● **TO DO**
Copy every line of the data that includes the string "index".

>> begin INFORMATION PROVIDED

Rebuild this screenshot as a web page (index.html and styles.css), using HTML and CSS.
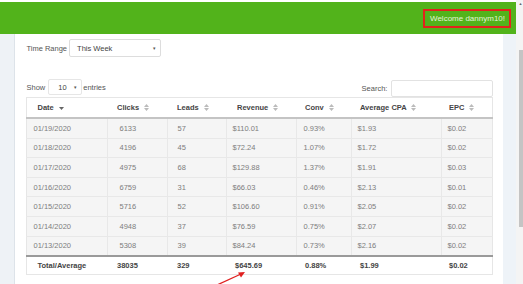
FILE: index.html
```html
<!DOCTYPE html>
<html>
<head>
<meta charset="utf-8">
<link rel="stylesheet" href="styles.css">
</head>
<body>
<div class="app">
  <div class="main">
    <header class="topbar">
      <div class="welcome">Welcome dannym10!</div>
    </header>
    <div class="content">
      <div class="strip-left"></div>
      <div class="panel">
        <div class="range-row">
          <span class="label">Time Range</span>
          <div class="select select-range"><span>This Week</span><span class="caret">&#9662;</span></div>
        </div>
        <div class="controls">
          <div class="length">
            <span>Show</span>
            <div class="select select-len"><span>10</span><span class="caret">&#9662;</span></div>
            <span>entries</span>
          </div>
          <div class="search">
            <span>Search:</span>
            <div class="input"></div>
          </div>
        </div>
        <table class="grid">
          <colgroup>
            <col style="width:81px"><col style="width:60px"><col style="width:59px"><col style="width:70px"><col style="width:55px"><col style="width:90px"><col style="width:51px">
          </colgroup>
          <thead>
            <tr>
              <th>Date <svg class="sort" width="5" height="7" viewBox="0 0 5 7"><path d="M0 3 L5 3 L2.5 6 Z" fill="#666"/></svg></th>
              <th>Clicks <svg class="sort" width="5" height="7" viewBox="0 0 5 7"><path d="M0 3 L5 3 L2.5 0 Z M0 4 L5 4 L2.5 7 Z" fill="#bbb"/></svg></th>
              <th>Leads <svg class="sort" width="5" height="7" viewBox="0 0 5 7"><path d="M0 3 L5 3 L2.5 0 Z M0 4 L5 4 L2.5 7 Z" fill="#bbb"/></svg></th>
              <th>Revenue <svg class="sort" width="5" height="7" viewBox="0 0 5 7"><path d="M0 3 L5 3 L2.5 0 Z M0 4 L5 4 L2.5 7 Z" fill="#bbb"/></svg></th>
              <th>Conv <svg class="sort" width="5" height="7" viewBox="0 0 5 7"><path d="M0 3 L5 3 L2.5 0 Z M0 4 L5 4 L2.5 7 Z" fill="#bbb"/></svg></th>
              <th>Average CPA <svg class="sort" width="5" height="7" viewBox="0 0 5 7"><path d="M0 3 L5 3 L2.5 0 Z M0 4 L5 4 L2.5 7 Z" fill="#bbb"/></svg></th>
              <th>EPC <svg class="sort" width="5" height="7" viewBox="0 0 5 7"><path d="M0 3 L5 3 L2.5 0 Z M0 4 L5 4 L2.5 7 Z" fill="#bbb"/></svg></th>
            </tr>
          </thead>
          <tbody>
            <tr><td>01/19/2020</td><td>6133</td><td>57</td><td>$110.01</td><td>0.93%</td><td>$1.93</td><td>$0.02</td></tr>
            <tr><td>01/18/2020</td><td>4196</td><td>45</td><td>$72.24</td><td>1.07%</td><td>$1.72</td><td>$0.02</td></tr>
            <tr><td>01/17/2020</td><td>4975</td><td>68</td><td>$129.88</td><td>1.37%</td><td>$1.91</td><td>$0.03</td></tr>
            <tr><td>01/16/2020</td><td>6759</td><td>31</td><td>$66.03</td><td>0.46%</td><td>$2.13</td><td>$0.01</td></tr>
            <tr><td>01/15/2020</td><td>5716</td><td>52</td><td>$106.60</td><td>0.91%</td><td>$2.05</td><td>$0.02</td></tr>
            <tr><td>01/14/2020</td><td>4948</td><td>37</td><td>$76.59</td><td>0.75%</td><td>$2.07</td><td>$0.02</td></tr>
            <tr><td>01/13/2020</td><td>5308</td><td>39</td><td>$84.24</td><td>0.73%</td><td>$2.16</td><td>$0.02</td></tr>
          </tbody>
          <tfoot>
            <tr><td>Total/Average</td><td>38035</td><td>329</td><td>$645.69</td><td>0.88%</td><td>$1.99</td><td>$0.02</td></tr>
          </tfoot>
        </table>
        <svg class="arrow" width="34" height="18" viewBox="0 0 34 18">
          <line x1="2" y1="16" x2="26" y2="5" stroke="#e02020" stroke-width="1.3"/>
          <path d="M30 3 L23 3.5 L26 8.5 Z" fill="#e02020"/>
        </svg>
      </div>
      <div class="strip-right"></div>
    </div>
  </div>
  <div class="scrollbar">
    <div class="sb-arrow">&#9650;</div>
    <div class="thumb"></div>
  </div>
</div>
</body>
</html>
```

FILE: styles.css
```css
html, body {
  margin: 0;
  padding: 0;
  background: #fff;
}
body {
  width: 523px;
  height: 284px;
  overflow: hidden;
  font-family: "Liberation Sans", Arial, sans-serif;
  font-size: 7.5px;
  color: #666;
}
.app {
  display: flex;
  height: 284px;
}
.main {
  width: 516px;
  display: flex;
  flex-direction: column;
  padding-top: 2px;
  box-sizing: border-box;
}
.topbar {
  height: 32px;
  background: #52b31b;
  display: flex;
  justify-content: flex-end;
  align-items: flex-start;
  padding: 7px 5px 0 0;
  box-sizing: border-box;
}
.welcome {
  border: 2px solid #e3231c;
  height: 19px;
  box-sizing: border-box;
  padding: 0 4px 0 5px;
  line-height: 15px;
  font-size: 8px;
  color: #e4f2d8;
}
.content {
  flex: 1;
  display: flex;
}
.strip-left {
  width: 15px;
  background: #eef2f6;
  border-right: 1px solid #dde3e9;
}
.strip-right {
  width: 13px;
  background: #eef3f8;
}
.panel {
  position: relative;
  flex: 1;
  background: #fff;
  padding: 5px 10px 0 11px;
}
.range-row {
  display: flex;
  align-items: center;
  height: 18px;
}
.label {
  color: #555;
  margin-right: 2px;
}
.select {
  display: flex;
  align-items: center;
  justify-content: space-between;
  border: 1px solid #ddd;
  border-radius: 2px;
  background: #fff;
  box-sizing: border-box;
  color: #444;
}
.select-range {
  width: 92px;
  height: 18px;
  padding: 0 4px 0 7px;
}
.caret {
  font-size: 5px;
  color: #555;
}
.controls {
  margin-top: 22px;
  height: 18px;
  display: flex;
  justify-content: space-between;
  align-items: flex-start;
  color: #555;
}
.length {
  display: flex;
  align-items: center;
  height: 16px;
}
.select-len {
  width: 34px;
  height: 16px;
  margin: 0 1px 0 3px;
  padding: 0 4px 0 9px;
  border-color: #e6e6e6;
}
.search {
  display: flex;
  align-items: center;
  height: 18px;
}
.input {
  width: 102px;
  height: 17px;
  border: 1px solid #e2e2e2;
  border-radius: 2px;
  box-sizing: border-box;
  margin-left: 4px;
}
.grid {
  border-collapse: collapse;
  table-layout: fixed;
  width: 466px;
  border: 1px solid #e6e6e6;
}
.grid th {
  height: 19px;
  padding: 0 0 0 9px;
  text-align: left;
  font-weight: bold;
  color: #444;
  border-bottom: 2px solid #c4c4c4;
  white-space: nowrap;
}
.grid th:first-child { padding-left: 10px; }
.grid th:nth-child(4) { padding-left: 10px; }
.grid th:nth-child(5),
.grid th:nth-child(6) { padding-left: 8px; }
.grid th:nth-child(7) { padding-left: 7px; }
.sort {
  vertical-align: -1px;
  margin-left: 3px;
}
.grid tbody td {
  height: 18.6px;
  padding: 0 0 0 5px;
  background: #f5f5f5;
  border-top: 1px solid #e8e8e8;
  border-left: 1px solid #e8e8e8;
  color: #7d7d7d;
}
.grid tbody td:first-child { padding-left: 6px; border-left: none; }
.grid tbody td:nth-child(2) { padding-left: 11px; }
.grid tbody td:nth-child(3) { padding-left: 9px; }
.grid tbody td:nth-child(5) { padding-left: 6px; }
.grid tbody tr:first-child td { border-top: none; }
.grid tfoot td {
  height: 17px;
  padding: 0 0 0 9px;
  border-top: 2px solid #9a9a9a;
  font-weight: bold;
  color: #444;
}
.grid tfoot td:first-child { padding-left: 10px; }
.grid tfoot td:nth-child(4) { padding-left: 8px; }
.grid tfoot td:nth-child(5),
.grid tfoot td:nth-child(6) { padding-left: 8px; }
.grid tfoot td:nth-child(7) { padding-left: 7px; }
.arrow {
  position: absolute;
  left: 200px;
  top: 235px;
}
.scrollbar {
  width: 7px;
  background: #f4f4f4;
  display: flex;
  flex-direction: column;
  align-items: flex-end;
}
.sb-arrow {
  font-size: 4px;
  color: #666;
  height: 8px;
  width: 5px;
  text-align: center;
  line-height: 8px;
}
.thumb {
  margin-top: 42px;
  width: 4px;
  height: 177px;
  background: #c4c4c4;
}
```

>> end INFORMATION PROVIDED

● **SOLUTION BELOW**
Rebuild this screenshot as a web page (index.html and styles.css), using HTML and CSS.
FILE: index.html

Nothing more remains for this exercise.